Alors que Jeanne d’Arc boutait l’ennemi hors de France, eux, les fascistes, font appel aux pires ennemis de la France pour sauver les privilèges des nantis. Les mêmes chefs fascistes qui déposaient des fleurs à la place des Pyramides font le voyage de Burgos pour offrir des épées d’honneur aux généraux hitlériens Mola, Franco et consorts. »
Dans cette bataille culturelle pour contrôler le symbole de Jeanne d’Arc, le PCF sait user de ses différents médias. Le magazine Regards, dans son édition du 14 mai 1936 (soit juste après la fête nationale consacrée à la jeune Lorraine), propose une page intitulée « Jeanne d’Arc, fille du peuple devant ses juges ». L’illustration qui l’accompagne ne montre pas la pucelle en train de combattre ou d’aider au couronnement du roi, mais face au tribunal ecclésiastique qui la condamna au bûcher, manière d’accuser l’Église d’avoir participé au martyr de l’héroïne nationale.
Pareillement, le 11 mai 1939, Regards annonce la tenue d’une fête « organisée par l’Union des Jeunes Filles de France » en présence de Maurice Thorez, secrétaire général du PCF, dans laquelle le public pourra assister à « 4 scènes historiques » :
« - Le Bûcher de Jeanne d’Arc.
- Allégresse populaire après la prise de la Bastille.
- Le Mur des Fédérés.
- La victoire du Front populaire. »
Ce spectacle constitue un moyen pour le Parti communiste de proposer sa propre version du roman national. Celui-ci, commencé avec Jeanne d’Arc, serait une suite de défaites et de martyres (le bûcher d’Orléans ; le mur des Fédérés, etc.) suivie de victoires glorieuses (la prise de la Bastille puis le Front populaire) qui marqueraient, après une longue épopée, le triomphe du peuple français.
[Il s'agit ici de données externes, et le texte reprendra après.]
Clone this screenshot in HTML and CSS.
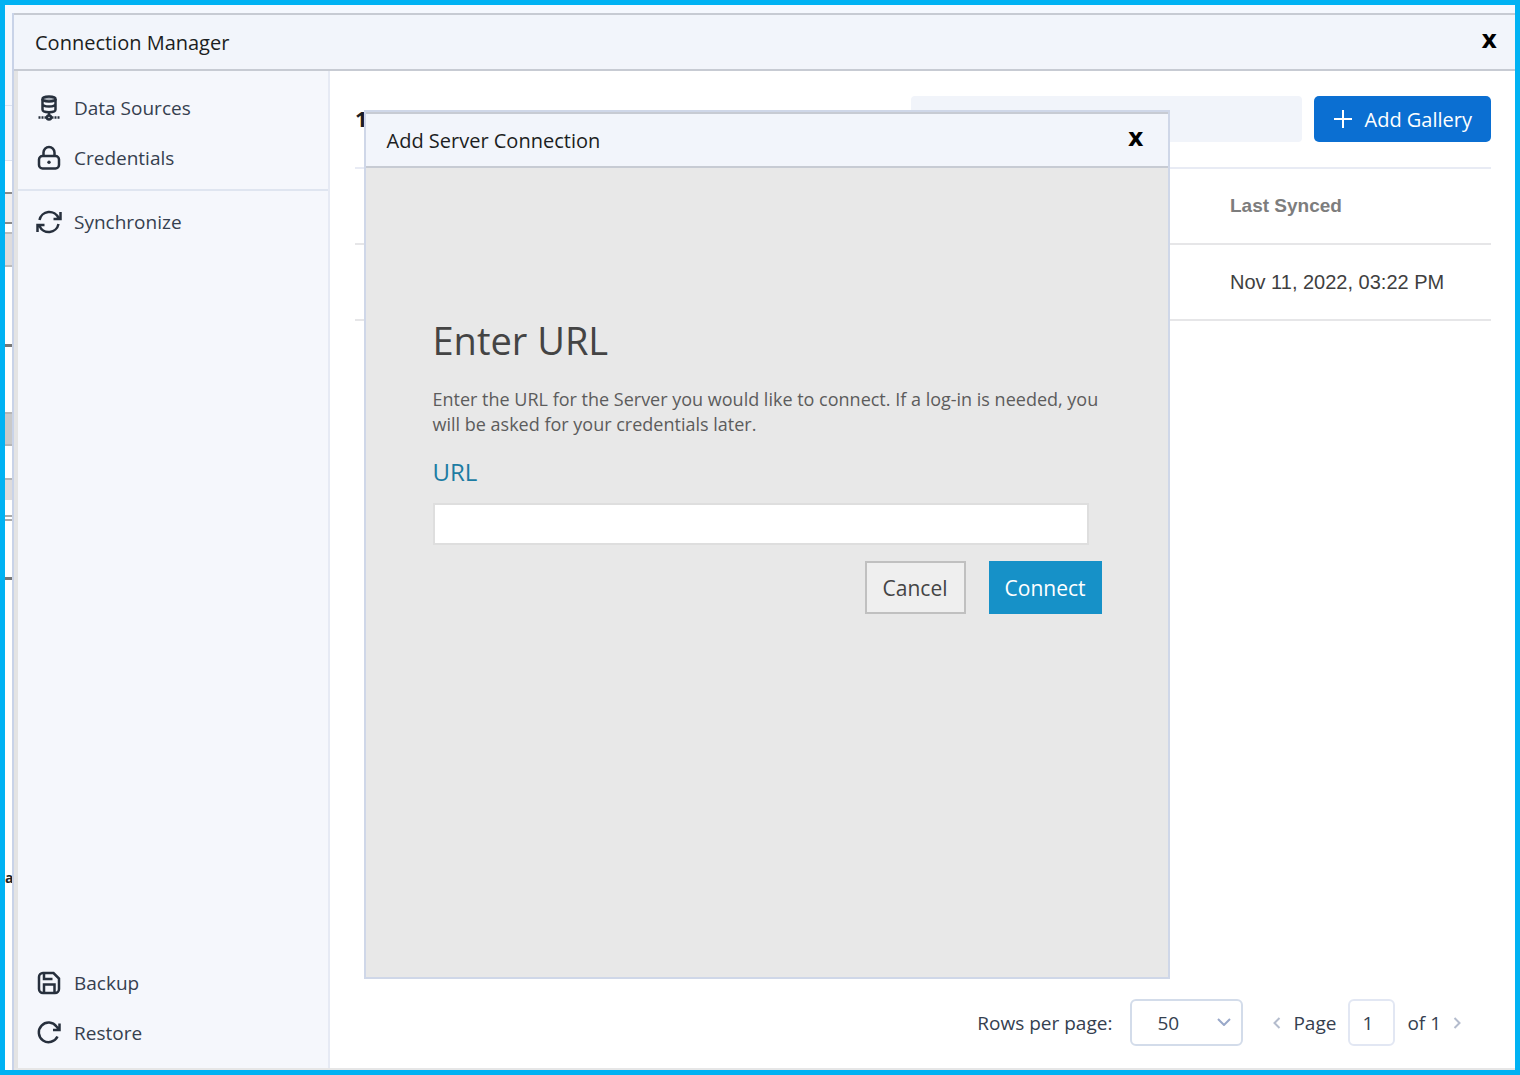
FILE: index.html
```html
<!DOCTYPE html>
<html lang="en">
<head>
  <meta charset="UTF-8" />
  <meta name="viewport" content="width=device-width, initial-scale=1.0"/>
  <title>Connection Manager</title>
  <link rel="stylesheet" href="styles.css">
</head>
<body>
  <!-- edge of the main app, behind the window -->
  <div class="backdrop">
    <div class="strip cell-a"></div>
    <div class="strip cell-b"></div>
    <div class="strip cell-c"></div>
    <div class="strip cell-d"></div>
    <div class="strip cell-e"></div>
    <div class="strip cell-f"></div>
    <div class="strip cell-g"></div>
    <div class="strip cell-h"></div>
    <div class="strip cell-i"></div>
    <div class="strip cell-j"></div>
    <div class="strip cell-k"></div>
    <div class="strip cell-l"></div>
    <div class="strip cell-m"></div>
    <div class="strip cell-text">a</div>
  </div>

  <div class="window">
    <header class="titlebar">
      <h1>Connection Manager</h1>
      <button type="button" class="close" aria-label="Close">x</button>
    </header>

    <div class="content">
      <nav class="sidebar">
        <a href="#" class="nav-item">
          <svg viewBox="0 0 26 26" class="icon">
            <path d="M6.500 4v10.500c0 1.700 3 2.700 6.500 2.700s6.500-1 6.500-2.700V4M6.500 9c0 1.500 3 2.500 6.500 2.500s6.500-1 6.500-2.500" />
            <ellipse class="disk" cx="13" cy="4" rx="6.500" ry="2.500" />
            <path d="M13 17.500v3" />
            <circle cx="13" cy="22.500" r="2" />
            <path class="dots" d="M2.500 22.500h8M15.500 22.500h8" />
          </svg>
          Data Sources
        </a>
        <a href="#" class="nav-item">
          <svg viewBox="0 0 26 26" class="icon">
            <rect x="3" y="11" width="20" height="12.500" rx="3.500" />
            <path d="M7.500 11V7.500a5.500 5.500 0 0 1 11 0V11" />
            <circle class="fill" cx="13" cy="17.200" r="1.700" />
          </svg>
          Credentials
        </a>
        <hr class="divider">
        <a href="#" class="nav-item">
          <svg viewBox="0 0 26 26" class="icon">
            <path d="M3.500 11A10 10 0 0 1 22.500 9M24.500 3v7H17.500M22.500 15A10 10 0 0 1 3.500 17M1.500 23v-7H8.500" />
          </svg>
          Synchronize
        </a>
        <div class="nav-bottom">
          <a href="#" class="nav-item">
            <svg viewBox="0 0 26 26" class="icon">
              <path d="M3 7a4 4 0 0 1 4-4h10.500L23 8.500V19a4 4 0 0 1-4 4H7a4 4 0 0 1-4-4z" />
              <path d="M8 23v-8.500h10.500V23M8 3v6h8.500" />
            </svg>
            Backup
          </a>
          <a href="#" class="nav-item">
            <svg viewBox="0 0 26 26" class="icon">
              <path d="M21.500 16.500A9.800 9.800 0 1 1 20.500 6.500L23.500 10M23.500 3.500V10H17" />
            </svg>
            Restore
          </a>
        </div>
      </nav>

      <main class="main">
        <div class="toolbar">
          <h2 class="count">1</h2>
          <input type="search" class="search" aria-label="Search">
          <button type="button" class="add-btn">
            <svg viewBox="0 0 20 20" class="plus"><path d="M10 1v18M1 10h18" /></svg>
            Add Gallery
          </button>
        </div>

        <table class="galleries">
          <thead>
            <tr><td></td><th>Last Synced</th></tr>
          </thead>
          <tbody>
            <tr><td></td><td>Nov 11, 2022, 03:22 PM</td></tr>
          </tbody>
        </table>

        <footer class="pager">
          <label for="rows">Rows per page:</label>
          <div class="select-wrap">
            <select id="rows">
              <option>50</option>
            </select>
            <svg viewBox="0 0 14 8" class="chevron"><path d="M1 1l6 6 6-6" /></svg>
          </div>
          <button type="button" class="page-btn" aria-label="Previous page">
            <svg viewBox="0 0 8 12"><path d="M6.500 1l-5 5 5 5" /></svg>
          </button>
          <label for="page">Page</label>
          <input type="text" id="page" value="1">
          <span>of 1</span>
          <button type="button" class="page-btn" aria-label="Next page">
            <svg viewBox="0 0 8 12"><path d="M1.500 1l5 5-5 5" /></svg>
          </button>
        </footer>
      </main>
    </div>

    <div class="overlay">
      <section class="dialog" role="dialog" aria-labelledby="dialogTitle">
        <header class="titlebar">
          <h1 id="dialogTitle">Add Server Connection</h1>
          <button type="button" class="close" aria-label="Close">x</button>
        </header>
        <form class="dialog-body">
          <h2>Enter URL</h2>
          <p>Enter the URL for the Server you would like to connect. If a log-in is needed, you will be asked for your credentials later.</p>
          <label for="url">URL</label>
          <input type="text" id="url">
          <div class="actions">
            <button type="button" class="cancel">Cancel</button>
            <button type="submit" class="connect">Connect</button>
          </div>
        </form>
      </section>
    </div>
  </div>
</body>
</html>
```
FILE: styles.css
```css
* {
  box-sizing: border-box;
}

body {
  margin: 0;
  height: 100vh;
  border: 5px solid #00b2f3;
  display: flex;
  overflow: hidden;
  background: #f5f8fe;
  font-family: 'Open Sans', 'Noto Sans', sans-serif;
  font-size: 19px;
  color: #35404f;
}

button, input, select {
  font-family: inherit;
  font-size: 19px;
  color: inherit;
}

h1, h2, p {
  margin: 0;
  font-weight: normal;
}

/* backdrop */
.backdrop {
  width: 7px;
  flex-shrink: 0;
  overflow: hidden;
}

.strip {
  background: #fff;
}

.cell-a { height: 101px; background: #f5f8fe; border-bottom: 1px solid #dbe2f0; }
.cell-b { height: 55px; background: #f5f8fe; border-bottom: 1px solid #dbe2f0; }
.cell-c { height: 33px; border-bottom: 2px solid #8a8a8a; }
.cell-d { height: 30px; background: #f0eeef; border-bottom: 2px solid #8a8a8a; }
.cell-e { height: 8px; }
.cell-f { height: 35px; background: #dedcdd; border-top: 2px solid #bbb; border-bottom: 2px solid #bbb; }
.cell-g { height: 80px; border-bottom: 3px solid #777; }
.cell-h { height: 65px; }
.cell-i { height: 34px; background: #c9c9c9; border-top: 2px solid #b5b5b5; border-bottom: 2px solid #b5b5b5; }
.cell-j { height: 32px; }
.cell-k { height: 22px; background: #dedcdd; border-top: 2px solid #b5b5b5; }
.cell-l { height: 21px; border-bottom: 6px double #aaa; }
.cell-m { height: 59px; border-bottom: 3px solid #777; }

.cell-text {
  height: 100%;
  padding-top: 288px;
  font-size: 14px;
  font-weight: bold;
  line-height: 20px;
  color: #222;
}

/* window */
.window {
  position: relative;
  flex: 1;
  margin-top: 8px;
  border-left: 2px solid #c9d3e8;
  display: flex;
  flex-direction: column;
  background: #fff;
}

.titlebar {
  height: 58px;
  flex-shrink: 0;
  padding: 0 18px 0 21px;
  border: 2px solid #c7cbd3;
  border-width: 2px 0;
  display: flex;
  justify-content: space-between;
  align-items: center;
  background: #f2f5fb;
  color: #1c1e22;
}

.titlebar h1 {
  font-size: 20px;
}

.close {
  padding: 0 0 4px;
  border: none;
  background: none;
  font-family: 'DejaVu Sans', sans-serif;
  font-size: 24px;
  font-weight: bold;
  line-height: 24px;
  color: #000;
  cursor: pointer;
}

.content {
  flex: 1;
  display: flex;
  border-bottom: 2px solid #e6e6e6;
}

/* sidebar */
.sidebar {
  width: 316px;
  flex-shrink: 0;
  padding-top: 12px;
  padding-bottom: 10px;
  border-left: 4px solid #e4e4e4;
  border-right: 2px solid #e6eaf4;
  display: flex;
  flex-direction: column;
  background: #f5f7fc;
}

.nav-item {
  height: 50px;
  padding-left: 18px;
  display: flex;
  align-items: center;
  gap: 12px;
  color: #35404f;
  text-decoration: none;
}

.icon {
  width: 26px;
  height: 26px;
  fill: none;
  stroke: #27303d;
  stroke-width: 2.5;
}

.icon .dots {
  stroke-dasharray: 2 1;
}

.icon .disk {
  fill: #a9afb8;
}

.icon .fill {
  fill: #27303d;
  stroke: none;
}

.divider {
  width: 100%;
  margin: 6px 0;
  border: none;
  border-top: 2px solid #dfe5f0;
}

.nav-bottom {
  margin-top: auto;
}

/* main area */
.main {
  flex: 1;
  padding: 25px 24px 22px 25px;
  display: flex;
  flex-direction: column;
}

.toolbar {
  display: flex;
  align-items: center;
}

.count {
  padding-bottom: 2px;
  font-size: 22px;
  font-weight: bold;
  color: #1c1e22;
  margin-right: auto;
}

.search {
  width: 391px;
  height: 46px;
  border: none;
  border-radius: 4px;
  background: #f1f4fa;
}

.add-btn {
  height: 46px;
  margin-left: 12px;
  padding: 0 19px;
  border: none;
  border-radius: 5px;
  display: flex;
  align-items: center;
  gap: 12px;
  background: #0b6fd2;
  color: #fff;
  font-size: 20px;
}

.plus {
  width: 20px;
  height: 20px;
  stroke: #fff;
  stroke-width: 2;
}

.galleries {
  margin-top: 25px;
  border-collapse: collapse;
  border-top: 2px solid #e8ebf4;
  font-family: 'Liberation Sans', sans-serif;
  font-size: 20px;
  color: #3f3f3f;
}

.galleries tr {
  height: 76px;
  border-bottom: 2px solid #e6e6e8;
}

.galleries th, .galleries td {
  padding: 0;
  text-align: left;
}

.galleries th {
  font-size: 19px;
  color: #7d7d7d;
}

.galleries th:last-child, .galleries td:last-child {
  width: 261px;
}

.pager {
  margin-top: auto;
  padding-right: 30px;
  display: flex;
  justify-content: flex-end;
  align-items: center;
}

.select-wrap {
  position: relative;
  margin: 0 30px 0 18px;
}

.pager select {
  display: block;
  width: 113px;
  height: 47px;
  padding-left: 25px;
  border: 2px solid #d3dcea;
  border-radius: 6px;
  appearance: none;
  background: #fff;
}

.chevron {
  position: absolute;
  right: 12px;
  top: 19px;
  width: 14px;
  height: 8px;
  fill: none;
  stroke: #99a8c9;
  stroke-width: 2;
}

.page-btn {
  padding: 0;
  border: none;
  background: none;
}

.page-btn svg {
  display: block;
  width: 8px;
  height: 12px;
  fill: none;
  stroke: #b4bccd;
  stroke-width: 2;
}

.pager label[for="page"] {
  margin-left: 12px;
}

.pager input {
  width: 47px;
  height: 47px;
  margin: 0 12px;
  padding: 0 8px 0 0;
  border: 2px solid #e2e7f3;
  border-radius: 6px;
  text-align: center;
}

.pager span {
  margin-right: 12px;
}

/* dialog */
.overlay {
  position: absolute;
  inset: 0;
  padding: 6px 0 0 4px;
  display: flex;
  justify-content: center;
  align-items: center;
}

.dialog {
  width: 806px;
  height: 869px;
  border: 2px solid #cfd7e8;
  display: flex;
  flex-direction: column;
  background: #e8e8e8;
}

.dialog .titlebar {
  height: 56px;
  padding-right: 24px;
}

.dialog-body {
  padding: 144px 66px 0 67px;
  display: flex;
  flex-direction: column;
}

.dialog-body h2 {
  font-size: 38px;
  line-height: 56px;
  color: #444;
}

.dialog-body p {
  margin-top: 19px;
  font-size: 18px;
  line-height: 25px;
  color: #5c5c5c;
}

.dialog-body label {
  margin-top: 18px;
  font-size: 24px;
  line-height: 34px;
  color: #1c7ca3;
}

.dialog-body input {
  height: 42px;
  margin-top: 14px;
  margin-right: 13px;
  padding: 0 10px;
  border: 2px solid #dedede;
  background: #fff;
}

.actions {
  margin-top: 16px;
  display: flex;
  justify-content: flex-end;
  gap: 23px;
}

.actions button {
  height: 53px;
  padding: 0 16px;
  font-size: 21px;
}

.cancel {
  border: 2px solid #c0c0c0;
  background: #efefef;
  color: #444;
}

.connect {
  border: none;
  background: #1691c8;
  color: #fff;
}
```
Mais c’est la guerre, la Résistance et la Libération qui permettent au PCF de s’emparer, un temps, de la figure de Jeanne d’Arc. Dès le 24 août 1944, alors que les combats font encore rage dans Paris, L’Humanité, qui vient juste de reparaître, célèbre la lutte des résistants et des FTP en les comparant à des personnages historiques parmi lesquels figure, au milieu de héros de la Révolution française qu’elle semble annoncer, la Pucelle d’Orléans :
« Faisant preuve d’une bravoure inégalée, et se hissant au niveau des Bara et des Viala, des Hoche et des Marceau, des Jeanne d’Arc et des Jeanne Hachette, la jeunesse de Paris est partout où se déroule le combat. »
Pour réclamer comme sienne la mémoire de Jeanne d’Arc, le PCF bénéficie dans l’immédiate après-guerre de nombreux atouts. Son aura de « parti des fusillés » fait de ses membres ceux qui, à l’instar de la Pucelle, ont chassé un ennemi du sol national. Pareillement, on compare le martyre de Jeanne sur le bûcher à celui des militants morts sous les balles de la Milice ou de la Gestapo. Dans le film de propagande Nous continuons la France diffusé en 1946 par le PCF (et disponible sur le site Ciné-archives), le narrateur explique ainsi :
« Jeanne d’Arc.
Ceux qui jadis la brûlèrent la représentent aujourd’hui comme une sainte. Mais Jeanne appartient au peuple. Incarnation populaire du sentiment nationale, emprisonnée, torturée, brûlée vive, Jeanne se place dans la longue lignée des patriotes qui luttèrent et moururent pour que vive la France.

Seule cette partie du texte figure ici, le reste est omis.